I gasped and felt tears spring immediately to my eyes. The face beneath the hood was a hideous caricature of humanity. Swollen, bloody, blackened with bruises, the nose crushed, the lips split. It was only the blonde hair and the single, frightened, imploring blue eye that sparked recognition.

"Cory! Oh my God, Cory. What happened to you?"

"Hit me." His voice was weak, his breath shallow. It scared me badly.

"Who? With what?"

"Him."

"A kid?"

He didn't answer me.

"Cory! A kid?"

But he wouldn't say anymore and I assumed he was unconscious. I reached for my cell phone to call 911, but realized that it was still in the van. Though I didn't know if he could hear me or not, I told him I had to go get my cell phone and would be right back.

"NO!" he said. Though his voice was barely a whisper, the panic was evident. His hand shot out and gripped mine, hard. "Coming. He's coming."

"Cory, I've got to call an ambulance. I'll be right back. I promise."

I dashed madly to the van, grabbed my phone and dashed back. My heart was pounding harder than I thought possible, but not from the exertion. I was scared out of my mind that this kid was going to die right there in front of me before the ambulance arrived.

"Cory, hold on, hon. Be strong. I'm going to get some help."

"He's coming."

"There's nobody here but me. It's okay."

The words had scarcely left my mouth when the front door to the house exploded outward and a large man with a baseball bat in his hand lumbered down the steps.

The bat was bloody.

"CORY!" He bellowed. "You little sumbitch! I TOLD you to cook some goddamn supper! You worthless little piece of shit. I'll teach you to disobey me, boy!"

The man bore down on us with frightening speed. It was obvious that he was drunk, but even so, he moved with terrifying swiftness.

I screamed at him to stop. I begged him not to hit Cory anymore.

"He's just a little boy!" I sobbed.

"Shut up bitch. Don't you tell me how to raise my kids. It's time he learned who's boss."

He raised the bat above his head and Cory screamed. It was the scream of a creature in mortal terror. I threw myself over Cory and when the bat came down upon my back it felt as if every vertebrae had been shattered. It was so horribly real. I can still remember the bony crunch, the deep sickening thud that reverberated through my whole body. I felt myself battered and bludgeoned and carried away on a tide of pain.

I screamed and screamed. And then I woke up. My screams were not echoing through the house, because in reality, I was shrieking in a thin, hoarse whisper.

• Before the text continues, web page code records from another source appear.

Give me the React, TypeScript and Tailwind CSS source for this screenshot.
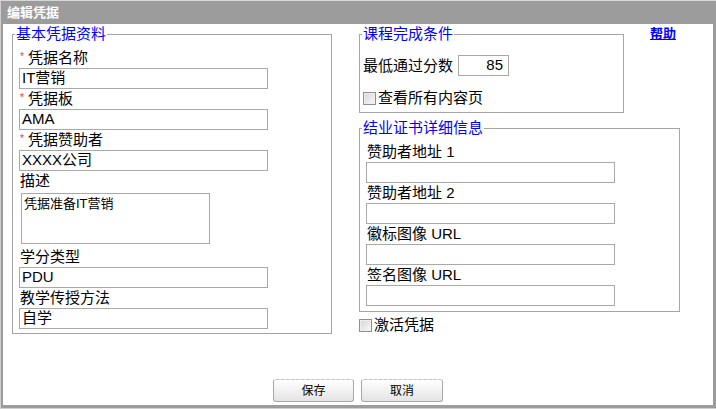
import React from "react";

function Label({ req, children }: { req?: boolean; children: React.ReactNode }) {
  return (
    <div className="h-[20px] leading-[20px] text-[15px] text-black pl-[1px] whitespace-nowrap">
      {req && <span className="inline-block w-[8px] text-[#ff3030] text-[10px] align-top relative top-[-1px]">*</span>}
      {children}
    </div>
  );
}

function TextInput({ value, w = "w-[249px]" }: { value?: string; w?: string }) {
  return (
    <input
      readOnly
      defaultValue={value ?? ""}
      className={`${w} h-[21px] block border border-[#a9a9a9] bg-white px-[2px] text-[15px] text-black outline-none`}
    />
  );
}

function Check({ label }: { label: string }) {
  return (
    <div className="h-[20px] flex items-center text-[15px] text-black">
      <span className="w-[13px] h-[13px] border border-[#8e8f8f] bg-gradient-to-br from-[#d6d6d6] to-[#f8f8f8] shadow-[inset_0_0_0_1px_#eeeeee]" />
      <span className="ml-[2px] leading-[20px]">{label}</span>
    </div>
  );
}

export default function App() {
  return (
    <div className="w-[716px] h-[409px] bg-[#9c9c9c] border-t border-t-[#d6d6d6] border-l border-l-[#cfcfcf] border-b border-b-[#d0d0d0] flex flex-col overflow-hidden font-['Liberation_Sans','Noto_Sans_CJK_SC',sans-serif]">
      <div className="h-[23px] shrink-0 pl-[6px] flex items-center text-white font-bold text-[13px]">编辑凭据</div>
      <div className="ml-[2px] mr-[3px] h-[381px] shrink-0 bg-white flex flex-col">
        <div className="flex items-start pt-[1px] pl-[9px]">
          {/* Left column */}
          <fieldset className="w-[320px] min-w-0 border border-[#a5a5a5] pl-[2px] pr-0 pt-0 pb-[4px] m-0">
            <legend className="px-[1px] text-[15px] leading-[18px] text-[#0000ff]">基本凭据资料</legend>
            <div className="pl-[4px] pt-[5px]">
              <Label req>凭据名称</Label>
              <TextInput value="IT营销" />
              <Label req>凭据板</Label>
              <TextInput value="AMA" />
              <Label req>凭据赞助者</Label>
              <TextInput value="XXXX公司" />
              <Label>描述</Label>
              <textarea
                readOnly
                defaultValue="凭据准备IT营销"
                className="block ml-[2px] mt-[2px] mb-[3px] w-[189px] h-[51px] border border-[#a9a9a9] px-[2px] pt-[2px] text-[13px] leading-[16px] text-black resize-none overflow-hidden outline-none"
              />
              <Label>学分类型</Label>
              <TextInput value="PDU" />
              <Label>教学传授方法</Label>
              <TextInput value="自学" />
            </div>
          </fieldset>

          {/* Right column */}
          <div className="ml-[27px] flex flex-col">
            <div className="flex items-start">
              <fieldset className="w-[265px] min-w-0 border border-[#a5a5a5] pl-[2px] pr-0 pt-0 pb-[4px] m-0">
                <legend className="px-[1px] text-[15px] leading-[18px] text-[#0000ff]">课程完成条件</legend>
                <div className="pl-[1px]">
                  <div className="mt-[12px] h-[21px] flex items-center">
                    <span className="text-[15px] leading-[20px] text-black whitespace-nowrap">最低通过分数</span>
                    <input
                      readOnly
                      defaultValue="85"
                      className="ml-[5px] w-[51px] h-[21px] block border border-[#a9a9a9] pr-[5px] text-right text-[15px] text-black outline-none"
                    />
                  </div>
                  <div className="mt-[12px]">
                    <Check label="查看所有内容页" />
                  </div>
                </div>
              </fieldset>
              <a href="#" className="ml-[26px] mt-[1px] text-[13px] leading-[16px] font-bold text-[#0000ff] underline whitespace-nowrap">
                帮助
              </a>
            </div>

            <fieldset className="mt-[6px] w-[321px] min-w-0 border border-[#a5a5a5] pl-[2px] pr-0 pt-0 pb-[5px] m-0">
              <legend className="px-[1px] text-[15px] leading-[18px] text-[#0000ff]">结业证书详细信息</legend>
              <div className="pl-[4px] pt-[5px]">
                <Label>赞助者地址 1</Label>
                <TextInput />
                <Label>赞助者地址 2</Label>
                <TextInput />
                <Label>徽标图像 URL</Label>
                <TextInput />
                <Label>签名图像 URL</Label>
                <TextInput />
              </div>
            </fieldset>
            <div className="mt-[3px]">
              <Check label="激活凭据" />
            </div>
          </div>
        </div>

        <div className="mt-auto pb-[3px] flex justify-center gap-[7px]">
          <button className="w-[81px] h-[23px] border border-[#a8a8a8] [border-top-style:dashed] border-t-[#c4c4c4] rounded-[3px] bg-gradient-to-b from-white to-[#e4e4e4] text-[12px] text-black">
            保存
          </button>
          <button className="w-[82px] h-[23px] border border-[#a8a8a8] [border-top-style:dashed] border-t-[#c4c4c4] rounded-[3px] bg-gradient-to-b from-white to-[#e4e4e4] text-[12px] text-black">
            取消
          </button>
        </div>
      </div>
    </div>
  );
}
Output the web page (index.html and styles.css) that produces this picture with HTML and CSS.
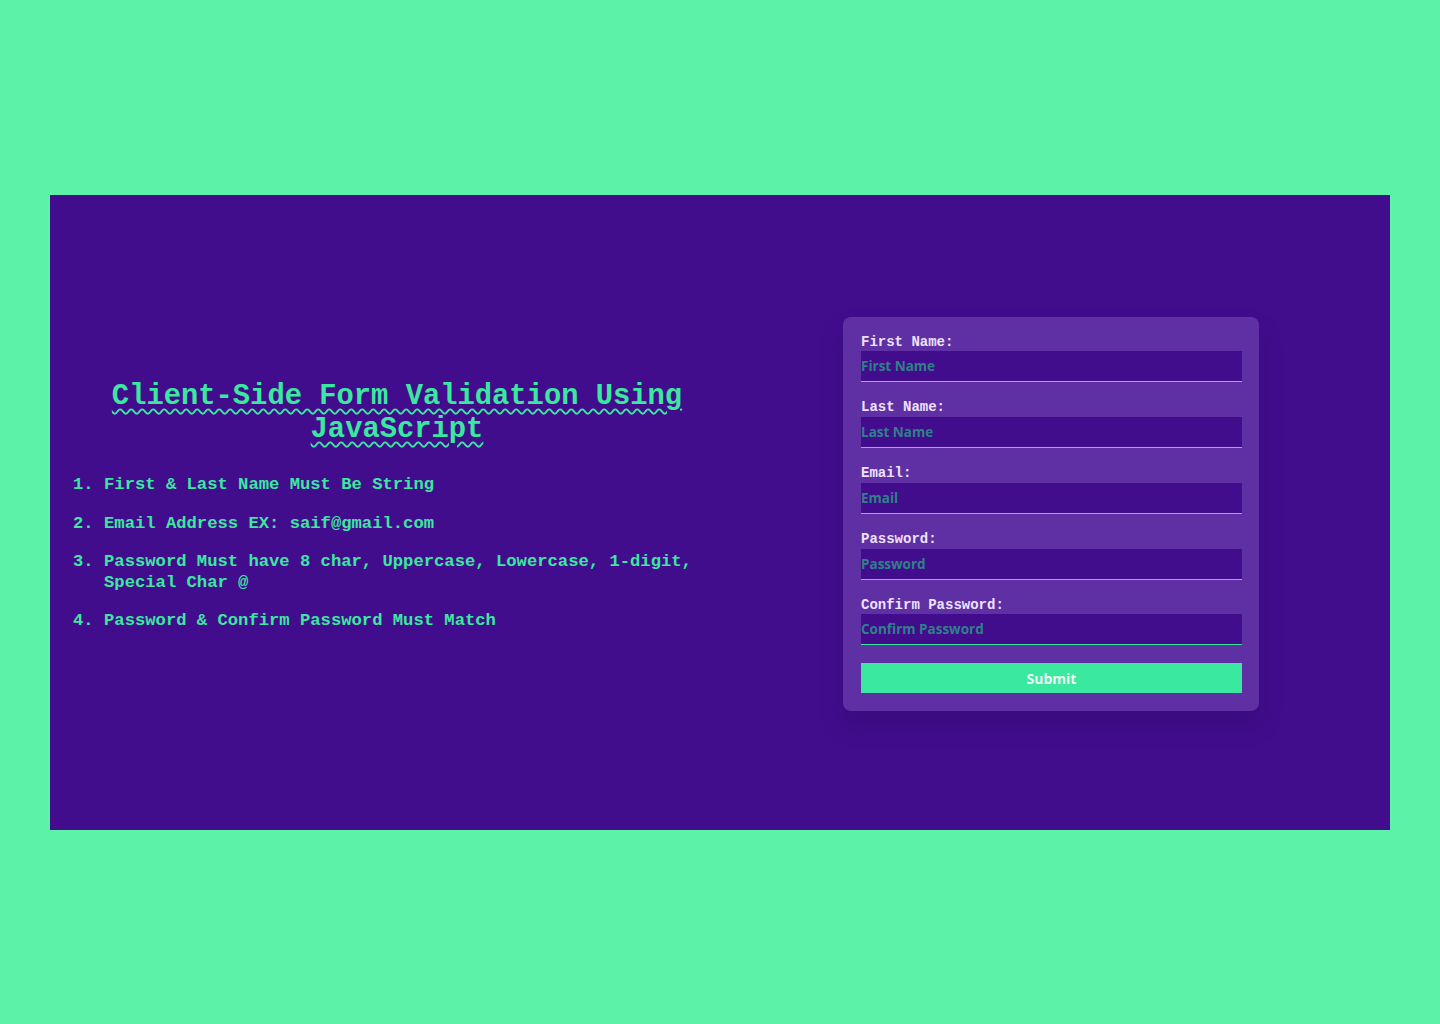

It was a long time before I went back to sleep and when I did, it was the tentative sleep of one who fears their subconscious.

That dream really rattled me.

To be fair, I have no reason to suspect that Cory's stepfather is a drunk or that he is capable of violence. As far as I know, his only brand of abuse is simple neglect.

Maybe the violence is a metaphor for something. I just don't know. And I don't know why I would dream about him. I'm really not very savvy when it comes to dream interpretation or the symbolism therein.

I haven't even seen the kid since summer, except for the brief encounter at the park.

Clearly, he has gotten under my skin in some respect. I hate to think that I have another kid to worry about. I really have all I can handle worrying about my own two.

Great. Just great.

11 Comments:

  • At 3:45 PM, Blogger flutter said…

    I hate that you had this, but I just think it speaks volumes about you that you protected Cory.

    It really does.

     
  • At 4:34 PM, Blogger Chicky Chicky Baby said…

    Dreams are hard, especially when they're so real. It probably does mean something but I hope it doesn't stick with you for too long.

     
  • At 6:03 PM, Blogger Bea said…

    I've been haunted this week by a dream too. I was walking down a stairway with the Pie beside me and then she slipped and fell. It was one of those staircases with slats, so she slipped between them and tumbled about a story and a half. As I ran down the stairs to get her I thought things like, "I'm not hearing any crying. That's a bad sign" and "I'll just pick her up and she'll be all better, like she always is" and "So this is how it ends. It's over, just like that." And then I got to the bottom of the steps and saw her struggling to move, her face scarlet - and I jolted myself out of the dream before I could reach her.

    So, yeah. Big hijack there - but they don't go away, dreams like that. I wish I knew what they meant.

     
  • At 6:06 PM, Blogger jean said…

    I wish I had something to add. Something to help set your mind at ease. But dreams are so personal and sometimes so painful. Maybe this boy just needs someone to think about him and by some cosmic force, you've been chosen?
    jean

     
  • At 6:25 PM, Blogger Girlplustwo said…

    whoa.

     
  • At 9:15 PM, Blogger S said…

    wow. that was hard even to read.

    but i think flutter's right.

    you saved him.

     
  • At 9:19 PM, Anonymous Anonymous said…

    My dreams are always vivid...and strange. I know exactly that feeling of the dream being SO REAL and I feel for you - it's haunting and scary. But flutter is right - you protected him and it says a lot.

     
  • At 9:34 PM, Blogger Tela said…

    I should not have read this post so close to bedtime. Now I'm going to be scared to sleep.

     
  • At 11:11 PM, Blogger crazymumma said…

    Maybe he has been put in your path for a reason. Maybe the dream was the undoing of the bad and you get to carry it instead of him.

    just a thought.

    damn tho. the power of that dream.

     
  • At 6:17 AM, Anonymous Anonymous said…

    Your dream gave me chills. =0( I Hope you unveil the meaning to it so it doesn't bother you.

     
  • At 4:18 PM, Blogger painted maypole said…

    i think that when you are given the opportunity, you will help this Cory - hopefully not in the way described in your dream, but as a calm and reassuring presence, as a welcoming mother who lovingly enforces the rules of her home, as the person who feeds the kids in the neighborhood with good food and good love.